Task directions
Leave out any pictures and transcribe all other data below exactly.

## begin Provided material

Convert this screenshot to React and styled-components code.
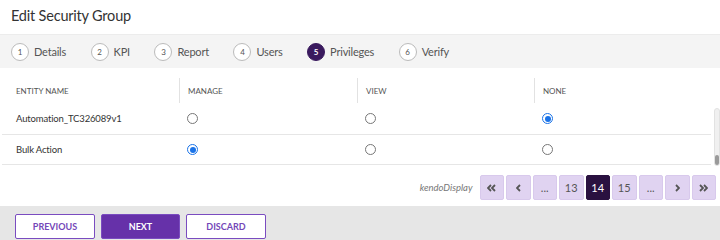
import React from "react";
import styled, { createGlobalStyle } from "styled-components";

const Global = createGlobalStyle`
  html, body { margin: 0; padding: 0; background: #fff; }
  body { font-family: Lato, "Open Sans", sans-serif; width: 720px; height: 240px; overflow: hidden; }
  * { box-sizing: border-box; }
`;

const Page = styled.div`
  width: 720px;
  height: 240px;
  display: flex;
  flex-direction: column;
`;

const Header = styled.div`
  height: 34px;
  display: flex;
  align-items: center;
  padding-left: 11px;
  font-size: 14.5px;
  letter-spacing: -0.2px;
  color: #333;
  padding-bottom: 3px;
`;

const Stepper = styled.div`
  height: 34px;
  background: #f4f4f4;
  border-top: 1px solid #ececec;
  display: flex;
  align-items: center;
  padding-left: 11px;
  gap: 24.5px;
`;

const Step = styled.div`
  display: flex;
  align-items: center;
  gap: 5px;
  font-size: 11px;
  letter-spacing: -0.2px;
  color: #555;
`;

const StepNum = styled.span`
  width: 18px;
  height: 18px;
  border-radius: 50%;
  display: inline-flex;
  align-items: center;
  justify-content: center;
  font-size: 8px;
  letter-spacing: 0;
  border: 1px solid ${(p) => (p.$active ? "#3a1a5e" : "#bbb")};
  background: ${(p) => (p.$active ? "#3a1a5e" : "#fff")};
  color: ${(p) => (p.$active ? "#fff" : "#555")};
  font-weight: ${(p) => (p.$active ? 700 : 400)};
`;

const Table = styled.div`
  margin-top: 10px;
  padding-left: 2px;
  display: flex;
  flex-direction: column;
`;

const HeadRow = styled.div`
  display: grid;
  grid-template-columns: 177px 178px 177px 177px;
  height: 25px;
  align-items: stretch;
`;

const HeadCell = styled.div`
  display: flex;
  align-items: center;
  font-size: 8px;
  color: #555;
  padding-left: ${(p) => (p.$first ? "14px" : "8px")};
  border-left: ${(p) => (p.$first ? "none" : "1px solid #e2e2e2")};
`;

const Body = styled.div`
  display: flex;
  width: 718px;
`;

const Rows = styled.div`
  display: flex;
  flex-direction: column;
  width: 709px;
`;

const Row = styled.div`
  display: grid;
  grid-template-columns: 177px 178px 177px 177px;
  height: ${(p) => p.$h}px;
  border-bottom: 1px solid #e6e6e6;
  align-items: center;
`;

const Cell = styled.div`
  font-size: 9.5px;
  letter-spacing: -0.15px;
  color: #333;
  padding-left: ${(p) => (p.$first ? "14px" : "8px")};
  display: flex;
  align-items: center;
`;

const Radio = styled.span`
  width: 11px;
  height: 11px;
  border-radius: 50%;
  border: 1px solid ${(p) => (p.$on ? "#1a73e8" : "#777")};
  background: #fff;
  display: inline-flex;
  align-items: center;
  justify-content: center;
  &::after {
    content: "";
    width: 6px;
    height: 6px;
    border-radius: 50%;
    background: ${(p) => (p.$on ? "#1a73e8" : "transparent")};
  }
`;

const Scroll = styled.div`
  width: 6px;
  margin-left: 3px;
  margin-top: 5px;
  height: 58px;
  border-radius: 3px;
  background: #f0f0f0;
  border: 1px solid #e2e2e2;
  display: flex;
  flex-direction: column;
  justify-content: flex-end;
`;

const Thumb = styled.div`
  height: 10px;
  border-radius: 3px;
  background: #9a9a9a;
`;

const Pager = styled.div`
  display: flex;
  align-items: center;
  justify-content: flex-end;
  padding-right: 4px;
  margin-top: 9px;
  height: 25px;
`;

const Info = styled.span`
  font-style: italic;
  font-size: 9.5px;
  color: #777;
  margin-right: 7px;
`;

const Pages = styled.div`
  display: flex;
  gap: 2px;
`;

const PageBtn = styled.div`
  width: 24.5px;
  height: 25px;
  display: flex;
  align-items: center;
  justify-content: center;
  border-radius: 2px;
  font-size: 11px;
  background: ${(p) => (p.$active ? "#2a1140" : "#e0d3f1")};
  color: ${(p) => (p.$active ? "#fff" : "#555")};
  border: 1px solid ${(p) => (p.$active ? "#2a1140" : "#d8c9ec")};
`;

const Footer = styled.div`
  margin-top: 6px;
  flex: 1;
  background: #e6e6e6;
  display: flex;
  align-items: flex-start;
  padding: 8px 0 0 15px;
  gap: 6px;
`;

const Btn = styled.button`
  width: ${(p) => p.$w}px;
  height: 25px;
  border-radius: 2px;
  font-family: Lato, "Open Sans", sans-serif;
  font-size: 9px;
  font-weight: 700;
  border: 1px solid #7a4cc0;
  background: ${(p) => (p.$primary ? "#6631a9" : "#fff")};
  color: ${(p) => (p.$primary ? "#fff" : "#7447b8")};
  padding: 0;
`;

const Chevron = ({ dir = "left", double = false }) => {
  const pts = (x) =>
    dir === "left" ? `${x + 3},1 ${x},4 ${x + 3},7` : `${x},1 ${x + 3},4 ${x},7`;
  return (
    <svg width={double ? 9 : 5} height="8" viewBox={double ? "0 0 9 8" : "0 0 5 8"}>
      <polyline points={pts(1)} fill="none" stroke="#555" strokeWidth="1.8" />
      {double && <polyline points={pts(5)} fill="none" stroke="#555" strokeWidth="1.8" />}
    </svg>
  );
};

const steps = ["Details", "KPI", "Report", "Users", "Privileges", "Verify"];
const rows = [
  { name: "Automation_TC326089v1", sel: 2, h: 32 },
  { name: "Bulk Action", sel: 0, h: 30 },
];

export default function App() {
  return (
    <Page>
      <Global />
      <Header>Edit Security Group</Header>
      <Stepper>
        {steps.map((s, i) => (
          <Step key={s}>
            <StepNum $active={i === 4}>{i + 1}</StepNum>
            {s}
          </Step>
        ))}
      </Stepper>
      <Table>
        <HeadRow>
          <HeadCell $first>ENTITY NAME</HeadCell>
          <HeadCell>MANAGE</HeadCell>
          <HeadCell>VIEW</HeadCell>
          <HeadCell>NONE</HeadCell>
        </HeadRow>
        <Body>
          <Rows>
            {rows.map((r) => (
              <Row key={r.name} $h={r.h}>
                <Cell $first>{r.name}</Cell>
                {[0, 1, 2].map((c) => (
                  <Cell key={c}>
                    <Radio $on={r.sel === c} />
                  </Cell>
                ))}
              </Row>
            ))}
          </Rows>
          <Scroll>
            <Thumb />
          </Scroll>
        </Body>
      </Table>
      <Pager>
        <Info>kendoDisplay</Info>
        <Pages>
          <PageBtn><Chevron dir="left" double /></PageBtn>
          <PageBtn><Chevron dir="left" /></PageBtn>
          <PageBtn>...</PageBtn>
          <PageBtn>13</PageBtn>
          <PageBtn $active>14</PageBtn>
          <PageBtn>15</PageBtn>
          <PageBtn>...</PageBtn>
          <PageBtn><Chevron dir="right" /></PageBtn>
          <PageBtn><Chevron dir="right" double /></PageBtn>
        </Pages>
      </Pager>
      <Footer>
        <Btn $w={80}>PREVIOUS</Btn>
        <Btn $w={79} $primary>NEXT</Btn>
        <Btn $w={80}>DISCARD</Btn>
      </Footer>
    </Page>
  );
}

## end Provided material

Reply to the task
Convert this screenshot to React and styled-components code.
import React from "react";
import styled, { createGlobalStyle } from "styled-components";

const Global = createGlobalStyle`
  html, body { margin: 0; padding: 0; background: #fff; }
  body { font-family: Lato, "Open Sans", sans-serif; width: 720px; height: 240px; overflow: hidden; }
  * { box-sizing: border-box; }
`;

const Page = styled.div`
  width: 720px;
  height: 240px;
  display: flex;
  flex-direction: column;
`;

const Header = styled.div`
  height: 34px;
  display: flex;
  align-items: center;
  padding-left: 11px;
  font-size: 14.5px;
  letter-spacing: -0.2px;
  color: #333;
  padding-bottom: 3px;
`;

const Stepper = styled.div`
  height: 34px;
  background: #f4f4f4;
  border-top: 1px solid #ececec;
  display: flex;
  align-items: center;
  padding-left: 11px;
  gap: 24.5px;
`;

const Step = styled.div`
  display: flex;
  align-items: center;
  gap: 5px;
  font-size: 11px;
  letter-spacing: -0.2px;
  color: #555;
`;

const StepNum = styled.span`
  width: 18px;
  height: 18px;
  border-radius: 50%;
  display: inline-flex;
  align-items: center;
  justify-content: center;
  font-size: 8px;
  letter-spacing: 0;
  border: 1px solid ${(p) => (p.$active ? "#3a1a5e" : "#bbb")};
  background: ${(p) => (p.$active ? "#3a1a5e" : "#fff")};
  color: ${(p) => (p.$active ? "#fff" : "#555")};
  font-weight: ${(p) => (p.$active ? 700 : 400)};
`;

const Table = styled.div`
  margin-top: 10px;
  padding-left: 2px;
  display: flex;
  flex-direction: column;
`;

const HeadRow = styled.div`
  display: grid;
  grid-template-columns: 177px 178px 177px 177px;
  height: 25px;
  align-items: stretch;
`;

const HeadCell = styled.div`
  display: flex;
  align-items: center;
  font-size: 8px;
  color: #555;
  padding-left: ${(p) => (p.$first ? "14px" : "8px")};
  border-left: ${(p) => (p.$first ? "none" : "1px solid #e2e2e2")};
`;

const Body = styled.div`
  display: flex;
  width: 718px;
`;

const Rows = styled.div`
  display: flex;
  flex-direction: column;
  width: 709px;
`;

const Row = styled.div`
  display: grid;
  grid-template-columns: 177px 178px 177px 177px;
  height: ${(p) => p.$h}px;
  border-bottom: 1px solid #e6e6e6;
  align-items: center;
`;

const Cell = styled.div`
  font-size: 9.5px;
  letter-spacing: -0.15px;
  color: #333;
  padding-left: ${(p) => (p.$first ? "14px" : "8px")};
  display: flex;
  align-items: center;
`;

const Radio = styled.span`
  width: 11px;
  height: 11px;
  border-radius: 50%;
  border: 1px solid ${(p) => (p.$on ? "#1a73e8" : "#777")};
  background: #fff;
  display: inline-flex;
  align-items: center;
  justify-content: center;
  &::after {
    content: "";
    width: 6px;
    height: 6px;
    border-radius: 50%;
    background: ${(p) => (p.$on ? "#1a73e8" : "transparent")};
  }
`;

const Scroll = styled.div`
  width: 6px;
  margin-left: 3px;
  margin-top: 5px;
  height: 58px;
  border-radius: 3px;
  background: #f0f0f0;
  border: 1px solid #e2e2e2;
  display: flex;
  flex-direction: column;
  justify-content: flex-end;
`;

const Thumb = styled.div`
  height: 10px;
  border-radius: 3px;
  background: #9a9a9a;
`;

const Pager = styled.div`
  display: flex;
  align-items: center;
  justify-content: flex-end;
  padding-right: 4px;
  margin-top: 9px;
  height: 25px;
`;

const Info = styled.span`
  font-style: italic;
  font-size: 9.5px;
  color: #777;
  margin-right: 7px;
`;

const Pages = styled.div`
  display: flex;
  gap: 2px;
`;

const PageBtn = styled.div`
  width: 24.5px;
  height: 25px;
  display: flex;
  align-items: center;
  justify-content: center;
  border-radius: 2px;
  font-size: 11px;
  background: ${(p) => (p.$active ? "#2a1140" : "#e0d3f1")};
  color: ${(p) => (p.$active ? "#fff" : "#555")};
  border: 1px solid ${(p) => (p.$active ? "#2a1140" : "#d8c9ec")};
`;

const Footer = styled.div`
  margin-top: 6px;
  flex: 1;
  background: #e6e6e6;
  display: flex;
  align-items: flex-start;
  padding: 8px 0 0 15px;
  gap: 6px;
`;

const Btn = styled.button`
  width: ${(p) => p.$w}px;
  height: 25px;
  border-radius: 2px;
  font-family: Lato, "Open Sans", sans-serif;
  font-size: 9px;
  font-weight: 700;
  border: 1px solid #7a4cc0;
  background: ${(p) => (p.$primary ? "#6631a9" : "#fff")};
  color: ${(p) => (p.$primary ? "#fff" : "#7447b8")};
  padding: 0;
`;

const Chevron = ({ dir = "left", double = false }) => {
  const pts = (x) =>
    dir === "left" ? `${x + 3},1 ${x},4 ${x + 3},7` : `${x},1 ${x + 3},4 ${x},7`;
  return (
    <svg width={double ? 9 : 5} height="8" viewBox={double ? "0 0 9 8" : "0 0 5 8"}>
      <polyline points={pts(1)} fill="none" stroke="#555" strokeWidth="1.8" />
      {double && <polyline points={pts(5)} fill="none" stroke="#555" strokeWidth="1.8" />}
    </svg>
  );
};

const steps = ["Details", "KPI", "Report", "Users", "Privileges", "Verify"];
const rows = [
  { name: "Automation_TC326089v1", sel: 2, h: 32 },
  { name: "Bulk Action", sel: 0, h: 30 },
];

export default function App() {
  return (
    <Page>
      <Global />
      <Header>Edit Security Group</Header>
      <Stepper>
        {steps.map((s, i) => (
          <Step key={s}>
            <StepNum $active={i === 4}>{i + 1}</StepNum>
            {s}
          </Step>
        ))}
      </Stepper>
      <Table>
        <HeadRow>
          <HeadCell $first>ENTITY NAME</HeadCell>
          <HeadCell>MANAGE</HeadCell>
          <HeadCell>VIEW</HeadCell>
          <HeadCell>NONE</HeadCell>
        </HeadRow>
        <Body>
          <Rows>
            {rows.map((r) => (
              <Row key={r.name} $h={r.h}>
                <Cell $first>{r.name}</Cell>
                {[0, 1, 2].map((c) => (
                  <Cell key={c}>
                    <Radio $on={r.sel === c} />
                  </Cell>
                ))}
              </Row>
            ))}
          </Rows>
          <Scroll>
            <Thumb />
          </Scroll>
        </Body>
      </Table>
      <Pager>
        <Info>kendoDisplay</Info>
        <Pages>
          <PageBtn><Chevron dir="left" double /></PageBtn>
          <PageBtn><Chevron dir="left" /></PageBtn>
          <PageBtn>...</PageBtn>
          <PageBtn>13</PageBtn>
          <PageBtn $active>14</PageBtn>
          <PageBtn>15</PageBtn>
          <PageBtn>...</PageBtn>
          <PageBtn><Chevron dir="right" /></PageBtn>
          <PageBtn><Chevron dir="right" double /></PageBtn>
        </Pages>
      </Pager>
      <Footer>
        <Btn $w={80}>PREVIOUS</Btn>
        <Btn $w={79} $primary>NEXT</Btn>
        <Btn $w={80}>DISCARD</Btn>
      </Footer>
    </Page>
  );
}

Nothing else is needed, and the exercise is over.